MILWAUKEE (AP) — Donald Trump, somber and bandaged, accepted the GOP presidential nomination on Thursday (July 19, 2024) at the Republican National Convention in a speech that described in detail the assassination attempt that could have ended his life just five days earlier before laying out a sweeping populist agenda, particularly on immigration.
The 78-year-old former president, known best for his bombast and aggressive rhetoric, began his acceptance speech with a softer and deeply personal message that drew directly from his brush with death. Moment by moment, the crowd listening in silence, Trump described standing onstage in Butler, Pennsylvania, with his head turned to look at a chart on display when he felt something hit his ear. He raised his hand to his head and saw immediately that it was covered in blood.
“If I had not moved my head at that very last instant, the assassin’s bullet would have perfectly hit its mark,” Trump said. “And I would not be here tonight. We would not be together.”
Trump’s address, the longest convention speech in modern history at just under 93 minutes, marked the climax and conclusion of a massive four-day Republican pep rally that drew thousands of conservative activists and elected officials to swing-state Wisconsin as voters weigh an election that currently features two deeply unpopular candidates. Sensing political opportunity in the wake of his near-death experience, the often bombastic Republican leader embraced a new tone he hopes will help generate even more momentum in an election that appears to be shifting in his favor.
“The discord and division in our society must be healed. We must heal it quickly. As Americans, we are bound together by a single fate and a shared destiny. We rise together. Or we fall apart,” Trump said, wearing a large white bandage on his right ear, as he has all week, to cover a wound he sustained in the Saturday shooting. “I am running to be president for all of America, not half of America, because there is no victory in winning for half of America.”
While he spoke in a gentler tone than at his usual rallies, Trump also outlined an agenda led by what he promises would be the largest deportation operation in U.S. history. He repeatedly accused people crossing the U.S.-Mexico border illegally of staging an “invasion.” Additionally, he teased new tariffs on trade and an “America first” foreign policy.
Trump also falsely suggested Democrats had cheated during the 2020 election he lost — despite a raft of federal and state investigations proving there was no systemic fraud — and suggested “we must not criminalize dissent or demonize political disagreement,” even as he has long called for prosecutions of his opponents.
He did not mention abortion rights, an issue that has bedeviled Republicans ever since the U.S. Supreme Court struck down a federally guaranteed right to abortion two years ago. Trump nominated three of the six justices who overturned Roe v. Wade. Trump at his rallies often takes credit for Roe being overturned and argues states should have the right to institute their own abortion laws.
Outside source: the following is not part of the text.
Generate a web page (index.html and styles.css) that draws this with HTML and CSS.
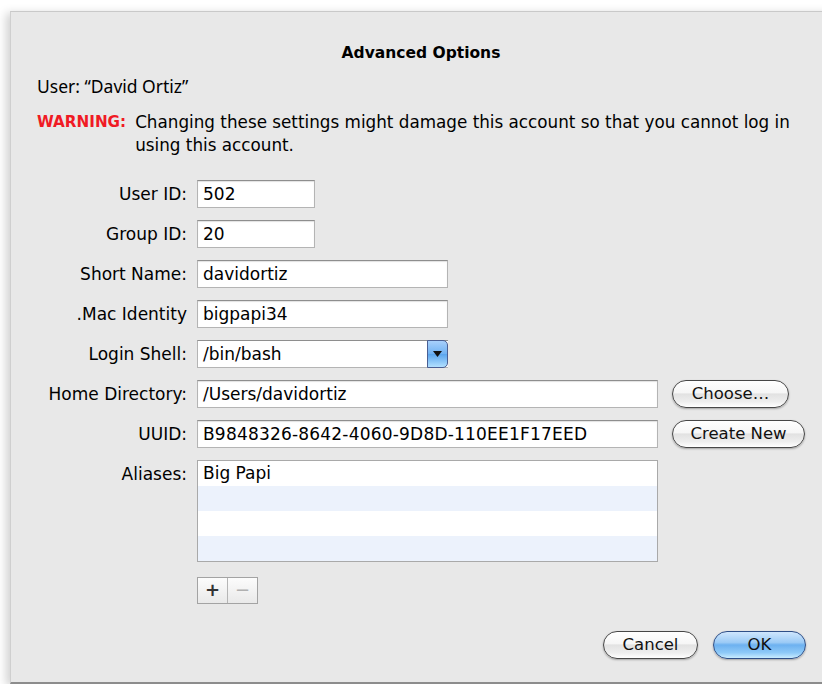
FILE: index.html
```html
<!DOCTYPE html>
<html lang="en">
<head>
<meta charset="utf-8">
<title>Advanced Options</title>
<link rel="stylesheet" href="styles.css">
</head>
<body>
<div class="sheet">
  <h1 class="title">Advanced Options</h1>
  <p class="user">User: “David Ortiz”</p>
  <div class="warning">
    <span class="warn-tag">WARNING:</span>
    <span class="warn-text">Changing these settings might damage this account so that you cannot log in using this account.</span>
  </div>

  <div class="form">
    <div class="label">User ID:</div>
    <div class="field"><div class="input w-id">502</div></div>

    <div class="label">Group ID:</div>
    <div class="field"><div class="input w-id">20</div></div>

    <div class="label">Short Name:</div>
    <div class="field"><div class="input w-mid">davidortiz</div></div>

    <div class="label">.Mac Identity</div>
    <div class="field"><div class="input w-mid">bigpapi34</div></div>

    <div class="label">Login Shell:</div>
    <div class="field">
      <div class="popup w-mid">
        <span class="popup-value">/bin/bash</span>
        <span class="popup-arrow"><svg width="9" height="6" viewBox="0 0 9 6"><path d="M0 0H9L4.5 6Z" fill="#111"/></svg></span>
      </div>
    </div>

    <div class="label">Home Directory:</div>
    <div class="field">
      <div class="input w-long">/Users/davidortiz</div>
      <button class="aqua btn-choose">Choose…</button>
    </div>

    <div class="label">UUID:</div>
    <div class="field">
      <div class="input w-long uuid">B9848326-8642-4060-9D8D-110EE1F17EED</div>
      <button class="aqua btn-create">Create New</button>
    </div>

    <div class="label label-top">Aliases:</div>
    <div class="field field-col">
      <div class="list w-long">
        <div class="row">Big Papi</div>
        <div class="row alt"></div>
        <div class="row"></div>
        <div class="row alt"></div>
      </div>
      <div class="segment">
        <span class="seg seg-add">+</span>
        <span class="seg seg-remove">−</span>
      </div>
    </div>
  </div>

  <div class="actions">
    <button class="aqua btn-cancel">Cancel</button>
    <button class="aqua default btn-ok">OK</button>
  </div>
</div>
</body>
</html>
```

FILE: styles.css
```css
html, body {
  margin: 0;
  padding: 0;
  background: #ffffff;
}

body {
  font-family: "DejaVu Sans", "Noto Sans", sans-serif;
  color: #000;
  padding: 11px 0 0 10px;
  overflow: hidden;
}

.sheet {
  box-sizing: border-box;
  width: 830px;
  height: 673px;
  background: #e8e8e8;
  border-top: 1px solid #c9c9c9;
  border-left: 1px solid #cfcfcf;
  border-bottom: 2px solid #8c8c8c;
  box-shadow: -4px 2px 9px rgba(0, 0, 0, 0.18);
  padding: 31px 0 0 0;
}

.title {
  margin: 0;
  width: 820px;
  text-align: center;
  font-size: 15.5px;
  font-weight: bold;
  line-height: 20px;
}

.user {
  margin: 13px 0 0 26px;
  font-family: "Noto Sans", "DejaVu Sans", sans-serif;
  font-size: 17.5px;
  line-height: 20px;
}

.warning {
  display: flex;
  gap: 9px;
  margin: 15px 0 0 26px;
  font-size: 16.8px;
  line-height: 23px;
  width: 775px;
}

.warn-tag {
  color: #f01a24;
  font-weight: bold;
  font-size: 15.2px;
  flex: none;
}

.warn-text {
  flex: 1;
}

.form {
  display: grid;
  grid-template-columns: 176px 1fr;
  column-gap: 10px;
  row-gap: 12px;
  margin-top: 23px;
  font-size: 17px;
}

.label {
  text-align: right;
  line-height: 28px;
  height: 28px;
  white-space: nowrap;
}

.field {
  display: flex;
  align-items: center;
  gap: 14px;
}

.field-col {
  flex-direction: column;
  align-items: flex-start;
  gap: 15px;
}

.input {
  box-sizing: border-box;
  height: 28px;
  background: #fff;
  border: 1px solid #b4b4b4;
  border-top-color: #8e8e8e;
  box-shadow: inset 0 1px 1px rgba(0, 0, 0, 0.12);
  padding: 0 5px;
  line-height: 26px;
  white-space: nowrap;
}

.uuid { letter-spacing: 0.2px; }

.w-id { width: 118px; }
.w-mid { width: 251px; }
.w-long { width: 461px; }

.popup {
  box-sizing: border-box;
  height: 28px;
  display: flex;
  background: #fff;
  border: 1px solid #b4b4b4;
  border-top-color: #8e8e8e;
  border-right: none;
}

.popup-value {
  flex: 1;
  padding: 0 5px;
  line-height: 26px;
}

.popup-arrow {
  box-sizing: border-box;
  width: 21px;
  margin: -1px 0 -1px 0;
  display: flex;
  align-items: center;
  justify-content: center;
  border: 1px solid #4a5f93;
  border-radius: 0 5px 5px 0;
  background: linear-gradient(#a8d0fb 0%, #6fb1f2 50%, #5aa5ee 51%, #b2e0ff 100%);
}

.aqua {
  box-sizing: border-box;
  height: 28px;
  font-family: "DejaVu Sans", sans-serif;
  font-size: 16.5px;
  color: #111;
  border: 1px solid #474747;
  border-radius: 14px;
  background: linear-gradient(#ffffff 0%, #f6f6f6 45%, #e2e2e2 50%, #eeeeee 80%, #ffffff 100%);
  box-shadow: 0 1px 2px rgba(0, 0, 0, 0.3);
  padding: 0;
  line-height: 24px;
}

.btn-choose { width: 117px; }
.btn-create { width: 133px; }

.list {
  box-sizing: border-box;
  height: 102px;
  border: 1px solid #a9a9a9;
  background: #fff;
  overflow: hidden;
}

.row {
  height: 25px;
  line-height: 25px;
  padding: 0 5px;
}

.row.alt { background: #ecf2fc; }

.segment {
  display: flex;
  box-sizing: border-box;
  height: 27px;
  border: 1px solid #a3a3a3;
  background: linear-gradient(#fcfcfc, #e9e9e9);
}

.seg {
  width: 29px;
  text-align: center;
  line-height: 24px;
  font-size: 18px;
  font-weight: bold;
}

.seg-add { color: #333; border-right: 1px solid #b5b5b5; }
.seg-remove { color: #b0b0b0; font-weight: normal; }

.actions {
  display: flex;
  gap: 15px;
  width: 795px;
  justify-content: flex-end;
  margin-top: 27px;
}

.btn-cancel { width: 95px; }
.btn-ok { width: 93px; }

.aqua.default {
  border-color: #2f4f87;
  background: linear-gradient(#cfe6fd 0%, #9ccbf6 40%, #6db1f0 50%, #8fcaf8 80%, #c9ecff 100%);
}
```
Nor did he mention the insurrection at the U.S. Capitol on Jan. 6, 2021, in which Trump supporters tried to stop the certification of his loss to Democrat Joe Biden. Trump has long referred to the people jailed for the riot as “hostages.”
Indeed, Trump barely mentioned Biden, often referring only to the “current administration.”
“It was Donald Trump who destroyed our economy, ripped away rights, and failed middle class families,” said Jen O’Malley Dillon, the Biden campaign chair, in a statement after the speech. “Now he pursues the presidency with an even more extreme vision for where he wants to take this country.”